**Task**
The data below needs to be returned exactly, line for line.

**Data section**
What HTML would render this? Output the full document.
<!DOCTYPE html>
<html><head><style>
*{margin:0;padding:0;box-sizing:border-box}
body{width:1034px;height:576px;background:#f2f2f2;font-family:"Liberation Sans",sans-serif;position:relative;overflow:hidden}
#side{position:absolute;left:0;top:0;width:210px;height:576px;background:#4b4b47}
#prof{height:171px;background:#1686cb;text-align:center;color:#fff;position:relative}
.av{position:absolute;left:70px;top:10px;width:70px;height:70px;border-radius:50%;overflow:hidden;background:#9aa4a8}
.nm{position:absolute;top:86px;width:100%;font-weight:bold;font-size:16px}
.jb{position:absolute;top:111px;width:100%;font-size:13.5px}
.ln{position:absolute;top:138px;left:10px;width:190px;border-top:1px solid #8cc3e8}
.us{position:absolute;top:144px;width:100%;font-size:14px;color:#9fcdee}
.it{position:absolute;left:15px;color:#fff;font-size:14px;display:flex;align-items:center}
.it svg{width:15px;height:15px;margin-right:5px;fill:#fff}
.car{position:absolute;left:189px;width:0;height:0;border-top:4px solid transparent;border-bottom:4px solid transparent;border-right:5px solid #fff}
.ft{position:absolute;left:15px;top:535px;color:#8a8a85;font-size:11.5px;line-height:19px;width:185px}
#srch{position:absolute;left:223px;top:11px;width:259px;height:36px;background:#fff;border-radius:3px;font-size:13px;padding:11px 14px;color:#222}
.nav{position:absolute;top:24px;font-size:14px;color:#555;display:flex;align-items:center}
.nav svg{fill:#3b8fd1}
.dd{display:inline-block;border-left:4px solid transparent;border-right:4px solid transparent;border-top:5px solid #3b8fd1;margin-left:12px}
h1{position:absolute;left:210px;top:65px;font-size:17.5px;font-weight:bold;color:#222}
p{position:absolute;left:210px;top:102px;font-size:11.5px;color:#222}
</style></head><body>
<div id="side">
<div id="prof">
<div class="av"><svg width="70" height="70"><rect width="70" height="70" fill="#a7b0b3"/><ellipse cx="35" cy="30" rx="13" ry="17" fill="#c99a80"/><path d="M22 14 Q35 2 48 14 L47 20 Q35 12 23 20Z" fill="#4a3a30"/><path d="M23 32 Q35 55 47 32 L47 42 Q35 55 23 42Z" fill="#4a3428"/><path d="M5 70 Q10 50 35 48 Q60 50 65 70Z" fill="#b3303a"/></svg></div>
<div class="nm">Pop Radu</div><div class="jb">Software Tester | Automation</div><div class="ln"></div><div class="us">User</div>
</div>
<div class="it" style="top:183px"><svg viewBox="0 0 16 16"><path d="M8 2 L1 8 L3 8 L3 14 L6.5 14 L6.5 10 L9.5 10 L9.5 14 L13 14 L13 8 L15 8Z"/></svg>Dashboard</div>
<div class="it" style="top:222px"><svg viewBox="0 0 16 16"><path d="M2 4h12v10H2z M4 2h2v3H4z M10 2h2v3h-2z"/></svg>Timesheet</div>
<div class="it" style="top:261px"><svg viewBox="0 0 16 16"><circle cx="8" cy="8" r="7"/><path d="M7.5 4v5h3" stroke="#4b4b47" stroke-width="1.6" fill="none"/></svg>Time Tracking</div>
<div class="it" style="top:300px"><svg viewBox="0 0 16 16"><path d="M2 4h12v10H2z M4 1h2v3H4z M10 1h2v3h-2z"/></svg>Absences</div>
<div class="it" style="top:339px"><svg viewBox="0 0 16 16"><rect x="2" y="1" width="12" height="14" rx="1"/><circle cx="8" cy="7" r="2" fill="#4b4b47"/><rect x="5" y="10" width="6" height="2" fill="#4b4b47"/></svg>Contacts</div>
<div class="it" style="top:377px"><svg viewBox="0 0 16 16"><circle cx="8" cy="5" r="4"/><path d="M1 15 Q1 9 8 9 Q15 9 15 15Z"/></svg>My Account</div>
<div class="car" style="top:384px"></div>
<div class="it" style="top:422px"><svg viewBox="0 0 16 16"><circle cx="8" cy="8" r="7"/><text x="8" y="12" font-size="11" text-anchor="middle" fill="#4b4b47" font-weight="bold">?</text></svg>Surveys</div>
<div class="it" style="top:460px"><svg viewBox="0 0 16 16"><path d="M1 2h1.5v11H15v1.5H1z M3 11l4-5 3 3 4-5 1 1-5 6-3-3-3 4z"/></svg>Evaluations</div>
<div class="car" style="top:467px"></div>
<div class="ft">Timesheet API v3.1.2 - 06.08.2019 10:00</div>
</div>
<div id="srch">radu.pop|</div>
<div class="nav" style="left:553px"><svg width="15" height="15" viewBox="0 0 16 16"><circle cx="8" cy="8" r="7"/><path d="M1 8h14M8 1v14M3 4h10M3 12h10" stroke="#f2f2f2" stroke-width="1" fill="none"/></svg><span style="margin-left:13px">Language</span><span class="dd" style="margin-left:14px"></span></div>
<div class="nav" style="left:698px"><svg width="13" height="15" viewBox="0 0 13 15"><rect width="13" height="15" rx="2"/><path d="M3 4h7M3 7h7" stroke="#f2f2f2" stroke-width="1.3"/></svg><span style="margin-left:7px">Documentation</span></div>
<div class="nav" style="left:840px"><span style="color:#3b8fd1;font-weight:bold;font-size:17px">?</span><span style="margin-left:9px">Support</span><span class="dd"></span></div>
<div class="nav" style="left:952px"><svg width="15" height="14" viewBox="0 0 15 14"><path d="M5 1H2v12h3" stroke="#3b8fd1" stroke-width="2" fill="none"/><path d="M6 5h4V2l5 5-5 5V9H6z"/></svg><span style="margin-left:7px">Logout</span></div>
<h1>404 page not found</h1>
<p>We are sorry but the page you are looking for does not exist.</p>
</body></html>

**The completed task**
What HTML would render this? Output the full document.
<!DOCTYPE html>
<html><head><style>
*{margin:0;padding:0;box-sizing:border-box}
body{width:1034px;height:576px;background:#f2f2f2;font-family:"Liberation Sans",sans-serif;position:relative;overflow:hidden}
#side{position:absolute;left:0;top:0;width:210px;height:576px;background:#4b4b47}
#prof{height:171px;background:#1686cb;text-align:center;color:#fff;position:relative}
.av{position:absolute;left:70px;top:10px;width:70px;height:70px;border-radius:50%;overflow:hidden;background:#9aa4a8}
.nm{position:absolute;top:86px;width:100%;font-weight:bold;font-size:16px}
.jb{position:absolute;top:111px;width:100%;font-size:13.5px}
.ln{position:absolute;top:138px;left:10px;width:190px;border-top:1px solid #8cc3e8}
.us{position:absolute;top:144px;width:100%;font-size:14px;color:#9fcdee}
.it{position:absolute;left:15px;color:#fff;font-size:14px;display:flex;align-items:center}
.it svg{width:15px;height:15px;margin-right:5px;fill:#fff}
.car{position:absolute;left:189px;width:0;height:0;border-top:4px solid transparent;border-bottom:4px solid transparent;border-right:5px solid #fff}
.ft{position:absolute;left:15px;top:535px;color:#8a8a85;font-size:11.5px;line-height:19px;width:185px}
#srch{position:absolute;left:223px;top:11px;width:259px;height:36px;background:#fff;border-radius:3px;font-size:13px;padding:11px 14px;color:#222}
.nav{position:absolute;top:24px;font-size:14px;color:#555;display:flex;align-items:center}
.nav svg{fill:#3b8fd1}
.dd{display:inline-block;border-left:4px solid transparent;border-right:4px solid transparent;border-top:5px solid #3b8fd1;margin-left:12px}
h1{position:absolute;left:210px;top:65px;font-size:17.5px;font-weight:bold;color:#222}
p{position:absolute;left:210px;top:102px;font-size:11.5px;color:#222}
</style></head><body>
<div id="side">
<div id="prof">
<div class="av"><svg width="70" height="70"><rect width="70" height="70" fill="#a7b0b3"/><ellipse cx="35" cy="30" rx="13" ry="17" fill="#c99a80"/><path d="M22 14 Q35 2 48 14 L47 20 Q35 12 23 20Z" fill="#4a3a30"/><path d="M23 32 Q35 55 47 32 L47 42 Q35 55 23 42Z" fill="#4a3428"/><path d="M5 70 Q10 50 35 48 Q60 50 65 70Z" fill="#b3303a"/></svg></div>
<div class="nm">Pop Radu</div><div class="jb">Software Tester | Automation</div><div class="ln"></div><div class="us">User</div>
</div>
<div class="it" style="top:183px"><svg viewBox="0 0 16 16"><path d="M8 2 L1 8 L3 8 L3 14 L6.5 14 L6.5 10 L9.5 10 L9.5 14 L13 14 L13 8 L15 8Z"/></svg>Dashboard</div>
<div class="it" style="top:222px"><svg viewBox="0 0 16 16"><path d="M2 4h12v10H2z M4 2h2v3H4z M10 2h2v3h-2z"/></svg>Timesheet</div>
<div class="it" style="top:261px"><svg viewBox="0 0 16 16"><circle cx="8" cy="8" r="7"/><path d="M7.5 4v5h3" stroke="#4b4b47" stroke-width="1.6" fill="none"/></svg>Time Tracking</div>
<div class="it" style="top:300px"><svg viewBox="0 0 16 16"><path d="M2 4h12v10H2z M4 1h2v3H4z M10 1h2v3h-2z"/></svg>Absences</div>
<div class="it" style="top:339px"><svg viewBox="0 0 16 16"><rect x="2" y="1" width="12" height="14" rx="1"/><circle cx="8" cy="7" r="2" fill="#4b4b47"/><rect x="5" y="10" width="6" height="2" fill="#4b4b47"/></svg>Contacts</div>
<div class="it" style="top:377px"><svg viewBox="0 0 16 16"><circle cx="8" cy="5" r="4"/><path d="M1 15 Q1 9 8 9 Q15 9 15 15Z"/></svg>My Account</div>
<div class="car" style="top:384px"></div>
<div class="it" style="top:422px"><svg viewBox="0 0 16 16"><circle cx="8" cy="8" r="7"/><text x="8" y="12" font-size="11" text-anchor="middle" fill="#4b4b47" font-weight="bold">?</text></svg>Surveys</div>
<div class="it" style="top:460px"><svg viewBox="0 0 16 16"><path d="M1 2h1.5v11H15v1.5H1z M3 11l4-5 3 3 4-5 1 1-5 6-3-3-3 4z"/></svg>Evaluations</div>
<div class="car" style="top:467px"></div>
<div class="ft">Timesheet API v3.1.2 - 06.08.2019 10:00</div>
</div>
<div id="srch">radu.pop|</div>
<div class="nav" style="left:553px"><svg width="15" height="15" viewBox="0 0 16 16"><circle cx="8" cy="8" r="7"/><path d="M1 8h14M8 1v14M3 4h10M3 12h10" stroke="#f2f2f2" stroke-width="1" fill="none"/></svg><span style="margin-left:13px">Language</span><span class="dd" style="margin-left:14px"></span></div>
<div class="nav" style="left:698px"><svg width="13" height="15" viewBox="0 0 13 15"><rect width="13" height="15" rx="2"/><path d="M3 4h7M3 7h7" stroke="#f2f2f2" stroke-width="1.3"/></svg><span style="margin-left:7px">Documentation</span></div>
<div class="nav" style="left:840px"><span style="color:#3b8fd1;font-weight:bold;font-size:17px">?</span><span style="margin-left:9px">Support</span><span class="dd"></span></div>
<div class="nav" style="left:952px"><svg width="15" height="14" viewBox="0 0 15 14"><path d="M5 1H2v12h3" stroke="#3b8fd1" stroke-width="2" fill="none"/><path d="M6 5h4V2l5 5-5 5V9H6z"/></svg><span style="margin-left:7px">Logout</span></div>
<h1>404 page not found</h1>
<p>We are sorry but the page you are looking for does not exist.</p>
</body></html>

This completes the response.